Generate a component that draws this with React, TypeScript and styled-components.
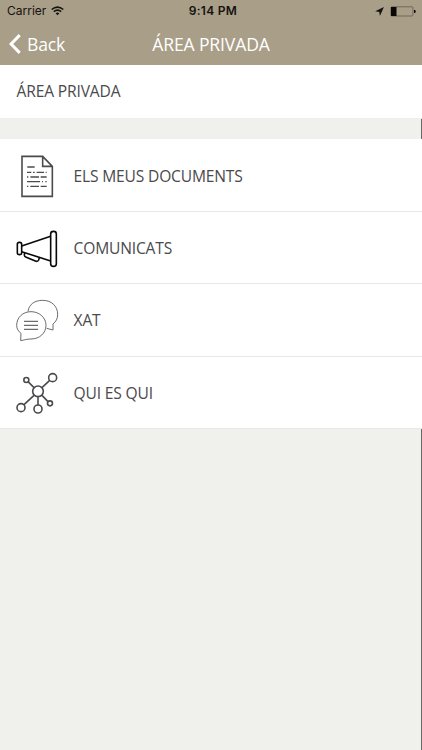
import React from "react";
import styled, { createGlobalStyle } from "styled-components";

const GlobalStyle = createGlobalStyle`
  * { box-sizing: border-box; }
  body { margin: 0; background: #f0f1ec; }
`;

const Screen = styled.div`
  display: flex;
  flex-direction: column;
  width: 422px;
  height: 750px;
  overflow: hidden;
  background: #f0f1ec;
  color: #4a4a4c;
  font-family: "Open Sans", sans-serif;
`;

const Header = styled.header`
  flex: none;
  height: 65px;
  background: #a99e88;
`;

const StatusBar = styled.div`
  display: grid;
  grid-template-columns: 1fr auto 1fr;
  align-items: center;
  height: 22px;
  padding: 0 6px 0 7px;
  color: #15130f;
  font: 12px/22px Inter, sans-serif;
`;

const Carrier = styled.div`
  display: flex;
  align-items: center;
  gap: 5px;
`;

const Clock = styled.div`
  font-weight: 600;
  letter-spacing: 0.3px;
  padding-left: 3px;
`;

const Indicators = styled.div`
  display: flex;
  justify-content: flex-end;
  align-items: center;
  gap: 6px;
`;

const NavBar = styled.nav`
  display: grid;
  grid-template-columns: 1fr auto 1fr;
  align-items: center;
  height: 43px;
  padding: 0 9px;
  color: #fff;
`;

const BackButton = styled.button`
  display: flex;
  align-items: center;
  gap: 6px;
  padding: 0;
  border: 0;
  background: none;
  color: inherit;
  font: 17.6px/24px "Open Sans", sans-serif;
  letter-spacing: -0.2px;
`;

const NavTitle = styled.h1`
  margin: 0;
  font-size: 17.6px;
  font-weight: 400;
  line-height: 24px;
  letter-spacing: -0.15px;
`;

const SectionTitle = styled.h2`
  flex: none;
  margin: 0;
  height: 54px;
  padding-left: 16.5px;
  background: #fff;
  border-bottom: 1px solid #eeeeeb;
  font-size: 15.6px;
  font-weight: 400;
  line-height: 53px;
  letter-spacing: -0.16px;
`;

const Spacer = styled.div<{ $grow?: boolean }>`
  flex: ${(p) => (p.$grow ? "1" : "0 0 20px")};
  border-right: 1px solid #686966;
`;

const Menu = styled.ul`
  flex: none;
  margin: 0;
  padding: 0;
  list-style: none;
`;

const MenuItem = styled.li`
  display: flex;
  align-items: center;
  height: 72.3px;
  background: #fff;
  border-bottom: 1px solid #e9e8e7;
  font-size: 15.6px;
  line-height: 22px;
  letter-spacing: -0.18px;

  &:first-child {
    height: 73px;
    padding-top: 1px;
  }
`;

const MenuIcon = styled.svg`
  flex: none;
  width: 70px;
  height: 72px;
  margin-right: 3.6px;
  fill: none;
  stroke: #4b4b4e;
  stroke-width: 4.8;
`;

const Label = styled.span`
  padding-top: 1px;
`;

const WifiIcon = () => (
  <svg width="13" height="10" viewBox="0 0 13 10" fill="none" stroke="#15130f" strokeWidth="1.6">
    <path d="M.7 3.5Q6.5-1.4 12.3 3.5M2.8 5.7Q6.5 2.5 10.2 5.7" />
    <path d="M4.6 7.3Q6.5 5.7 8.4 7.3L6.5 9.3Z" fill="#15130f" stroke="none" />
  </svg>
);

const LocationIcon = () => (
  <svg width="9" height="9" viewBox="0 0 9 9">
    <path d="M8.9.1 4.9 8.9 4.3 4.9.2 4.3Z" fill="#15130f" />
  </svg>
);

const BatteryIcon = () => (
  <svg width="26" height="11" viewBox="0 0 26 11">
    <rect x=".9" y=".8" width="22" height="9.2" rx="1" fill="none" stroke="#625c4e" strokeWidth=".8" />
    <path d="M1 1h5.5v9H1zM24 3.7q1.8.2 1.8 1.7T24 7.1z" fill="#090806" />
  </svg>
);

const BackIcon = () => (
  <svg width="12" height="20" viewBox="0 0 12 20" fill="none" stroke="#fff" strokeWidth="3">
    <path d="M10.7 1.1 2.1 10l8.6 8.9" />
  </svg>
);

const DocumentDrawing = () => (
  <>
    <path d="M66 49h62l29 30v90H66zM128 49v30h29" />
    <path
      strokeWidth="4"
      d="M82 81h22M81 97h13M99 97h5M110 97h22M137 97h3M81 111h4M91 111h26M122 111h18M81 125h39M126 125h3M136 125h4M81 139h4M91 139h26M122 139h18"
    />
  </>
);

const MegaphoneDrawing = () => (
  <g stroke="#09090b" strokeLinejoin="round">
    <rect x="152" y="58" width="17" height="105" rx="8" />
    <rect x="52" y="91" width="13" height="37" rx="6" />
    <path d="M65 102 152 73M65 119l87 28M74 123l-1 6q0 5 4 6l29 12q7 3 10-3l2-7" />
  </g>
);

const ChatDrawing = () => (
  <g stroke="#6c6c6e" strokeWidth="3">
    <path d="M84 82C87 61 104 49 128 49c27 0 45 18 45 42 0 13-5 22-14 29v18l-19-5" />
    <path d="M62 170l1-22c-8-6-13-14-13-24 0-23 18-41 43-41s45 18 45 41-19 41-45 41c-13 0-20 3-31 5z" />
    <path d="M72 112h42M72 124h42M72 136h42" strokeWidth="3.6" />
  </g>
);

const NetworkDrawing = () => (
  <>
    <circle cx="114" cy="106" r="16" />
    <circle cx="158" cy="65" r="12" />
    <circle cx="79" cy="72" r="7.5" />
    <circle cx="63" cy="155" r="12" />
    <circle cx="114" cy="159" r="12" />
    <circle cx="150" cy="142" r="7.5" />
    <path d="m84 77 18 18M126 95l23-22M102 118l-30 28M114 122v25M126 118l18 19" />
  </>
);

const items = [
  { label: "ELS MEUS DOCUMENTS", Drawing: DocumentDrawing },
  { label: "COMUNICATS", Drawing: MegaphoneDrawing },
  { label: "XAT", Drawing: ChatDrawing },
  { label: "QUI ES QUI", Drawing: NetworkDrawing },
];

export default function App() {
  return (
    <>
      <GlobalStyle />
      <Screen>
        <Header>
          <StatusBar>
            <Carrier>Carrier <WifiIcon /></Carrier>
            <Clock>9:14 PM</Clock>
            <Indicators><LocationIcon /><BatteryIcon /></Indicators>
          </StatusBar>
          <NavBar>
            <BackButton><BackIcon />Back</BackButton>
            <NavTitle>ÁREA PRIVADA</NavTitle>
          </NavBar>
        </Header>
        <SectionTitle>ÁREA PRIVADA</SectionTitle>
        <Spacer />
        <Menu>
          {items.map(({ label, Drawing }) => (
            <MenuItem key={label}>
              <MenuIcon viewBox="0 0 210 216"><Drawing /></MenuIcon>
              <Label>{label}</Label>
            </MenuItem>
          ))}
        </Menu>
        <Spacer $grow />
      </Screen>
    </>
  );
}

§ TASK OBJECTIVE: Copy all the lines of data exactly as they appear, dropping any images.

§ RESPONSE TO THIS TASK:
Generate a component that draws this with React, TypeScript and styled-components.
import React from "react";
import styled, { createGlobalStyle } from "styled-components";

const GlobalStyle = createGlobalStyle`
  * { box-sizing: border-box; }
  body { margin: 0; background: #f0f1ec; }
`;

const Screen = styled.div`
  display: flex;
  flex-direction: column;
  width: 422px;
  height: 750px;
  overflow: hidden;
  background: #f0f1ec;
  color: #4a4a4c;
  font-family: "Open Sans", sans-serif;
`;

const Header = styled.header`
  flex: none;
  height: 65px;
  background: #a99e88;
`;

const StatusBar = styled.div`
  display: grid;
  grid-template-columns: 1fr auto 1fr;
  align-items: center;
  height: 22px;
  padding: 0 6px 0 7px;
  color: #15130f;
  font: 12px/22px Inter, sans-serif;
`;

const Carrier = styled.div`
  display: flex;
  align-items: center;
  gap: 5px;
`;

const Clock = styled.div`
  font-weight: 600;
  letter-spacing: 0.3px;
  padding-left: 3px;
`;

const Indicators = styled.div`
  display: flex;
  justify-content: flex-end;
  align-items: center;
  gap: 6px;
`;

const NavBar = styled.nav`
  display: grid;
  grid-template-columns: 1fr auto 1fr;
  align-items: center;
  height: 43px;
  padding: 0 9px;
  color: #fff;
`;

const BackButton = styled.button`
  display: flex;
  align-items: center;
  gap: 6px;
  padding: 0;
  border: 0;
  background: none;
  color: inherit;
  font: 17.6px/24px "Open Sans", sans-serif;
  letter-spacing: -0.2px;
`;

const NavTitle = styled.h1`
  margin: 0;
  font-size: 17.6px;
  font-weight: 400;
  line-height: 24px;
  letter-spacing: -0.15px;
`;

const SectionTitle = styled.h2`
  flex: none;
  margin: 0;
  height: 54px;
  padding-left: 16.5px;
  background: #fff;
  border-bottom: 1px solid #eeeeeb;
  font-size: 15.6px;
  font-weight: 400;
  line-height: 53px;
  letter-spacing: -0.16px;
`;

const Spacer = styled.div<{ $grow?: boolean }>`
  flex: ${(p) => (p.$grow ? "1" : "0 0 20px")};
  border-right: 1px solid #686966;
`;

const Menu = styled.ul`
  flex: none;
  margin: 0;
  padding: 0;
  list-style: none;
`;

const MenuItem = styled.li`
  display: flex;
  align-items: center;
  height: 72.3px;
  background: #fff;
  border-bottom: 1px solid #e9e8e7;
  font-size: 15.6px;
  line-height: 22px;
  letter-spacing: -0.18px;

  &:first-child {
    height: 73px;
    padding-top: 1px;
  }
`;

const MenuIcon = styled.svg`
  flex: none;
  width: 70px;
  height: 72px;
  margin-right: 3.6px;
  fill: none;
  stroke: #4b4b4e;
  stroke-width: 4.8;
`;

const Label = styled.span`
  padding-top: 1px;
`;

const WifiIcon = () => (
  <svg width="13" height="10" viewBox="0 0 13 10" fill="none" stroke="#15130f" strokeWidth="1.6">
    <path d="M.7 3.5Q6.5-1.4 12.3 3.5M2.8 5.7Q6.5 2.5 10.2 5.7" />
    <path d="M4.6 7.3Q6.5 5.7 8.4 7.3L6.5 9.3Z" fill="#15130f" stroke="none" />
  </svg>
);

const LocationIcon = () => (
  <svg width="9" height="9" viewBox="0 0 9 9">
    <path d="M8.9.1 4.9 8.9 4.3 4.9.2 4.3Z" fill="#15130f" />
  </svg>
);

const BatteryIcon = () => (
  <svg width="26" height="11" viewBox="0 0 26 11">
    <rect x=".9" y=".8" width="22" height="9.2" rx="1" fill="none" stroke="#625c4e" strokeWidth=".8" />
    <path d="M1 1h5.5v9H1zM24 3.7q1.8.2 1.8 1.7T24 7.1z" fill="#090806" />
  </svg>
);

const BackIcon = () => (
  <svg width="12" height="20" viewBox="0 0 12 20" fill="none" stroke="#fff" strokeWidth="3">
    <path d="M10.7 1.1 2.1 10l8.6 8.9" />
  </svg>
);

const DocumentDrawing = () => (
  <>
    <path d="M66 49h62l29 30v90H66zM128 49v30h29" />
    <path
      strokeWidth="4"
      d="M82 81h22M81 97h13M99 97h5M110 97h22M137 97h3M81 111h4M91 111h26M122 111h18M81 125h39M126 125h3M136 125h4M81 139h4M91 139h26M122 139h18"
    />
  </>
);

const MegaphoneDrawing = () => (
  <g stroke="#09090b" strokeLinejoin="round">
    <rect x="152" y="58" width="17" height="105" rx="8" />
    <rect x="52" y="91" width="13" height="37" rx="6" />
    <path d="M65 102 152 73M65 119l87 28M74 123l-1 6q0 5 4 6l29 12q7 3 10-3l2-7" />
  </g>
);

const ChatDrawing = () => (
  <g stroke="#6c6c6e" strokeWidth="3">
    <path d="M84 82C87 61 104 49 128 49c27 0 45 18 45 42 0 13-5 22-14 29v18l-19-5" />
    <path d="M62 170l1-22c-8-6-13-14-13-24 0-23 18-41 43-41s45 18 45 41-19 41-45 41c-13 0-20 3-31 5z" />
    <path d="M72 112h42M72 124h42M72 136h42" strokeWidth="3.6" />
  </g>
);

const NetworkDrawing = () => (
  <>
    <circle cx="114" cy="106" r="16" />
    <circle cx="158" cy="65" r="12" />
    <circle cx="79" cy="72" r="7.5" />
    <circle cx="63" cy="155" r="12" />
    <circle cx="114" cy="159" r="12" />
    <circle cx="150" cy="142" r="7.5" />
    <path d="m84 77 18 18M126 95l23-22M102 118l-30 28M114 122v25M126 118l18 19" />
  </>
);

const items = [
  { label: "ELS MEUS DOCUMENTS", Drawing: DocumentDrawing },
  { label: "COMUNICATS", Drawing: MegaphoneDrawing },
  { label: "XAT", Drawing: ChatDrawing },
  { label: "QUI ES QUI", Drawing: NetworkDrawing },
];

export default function App() {
  return (
    <>
      <GlobalStyle />
      <Screen>
        <Header>
          <StatusBar>
            <Carrier>Carrier <WifiIcon /></Carrier>
            <Clock>9:14 PM</Clock>
            <Indicators><LocationIcon /><BatteryIcon /></Indicators>
          </StatusBar>
          <NavBar>
            <BackButton><BackIcon />Back</BackButton>
            <NavTitle>ÁREA PRIVADA</NavTitle>
          </NavBar>
        </Header>
        <SectionTitle>ÁREA PRIVADA</SectionTitle>
        <Spacer />
        <Menu>
          {items.map(({ label, Drawing }) => (
            <MenuItem key={label}>
              <MenuIcon viewBox="0 0 210 216"><Drawing /></MenuIcon>
              <Label>{label}</Label>
            </MenuItem>
          ))}
        </Menu>
        <Spacer $grow />
      </Screen>
    </>
  );
}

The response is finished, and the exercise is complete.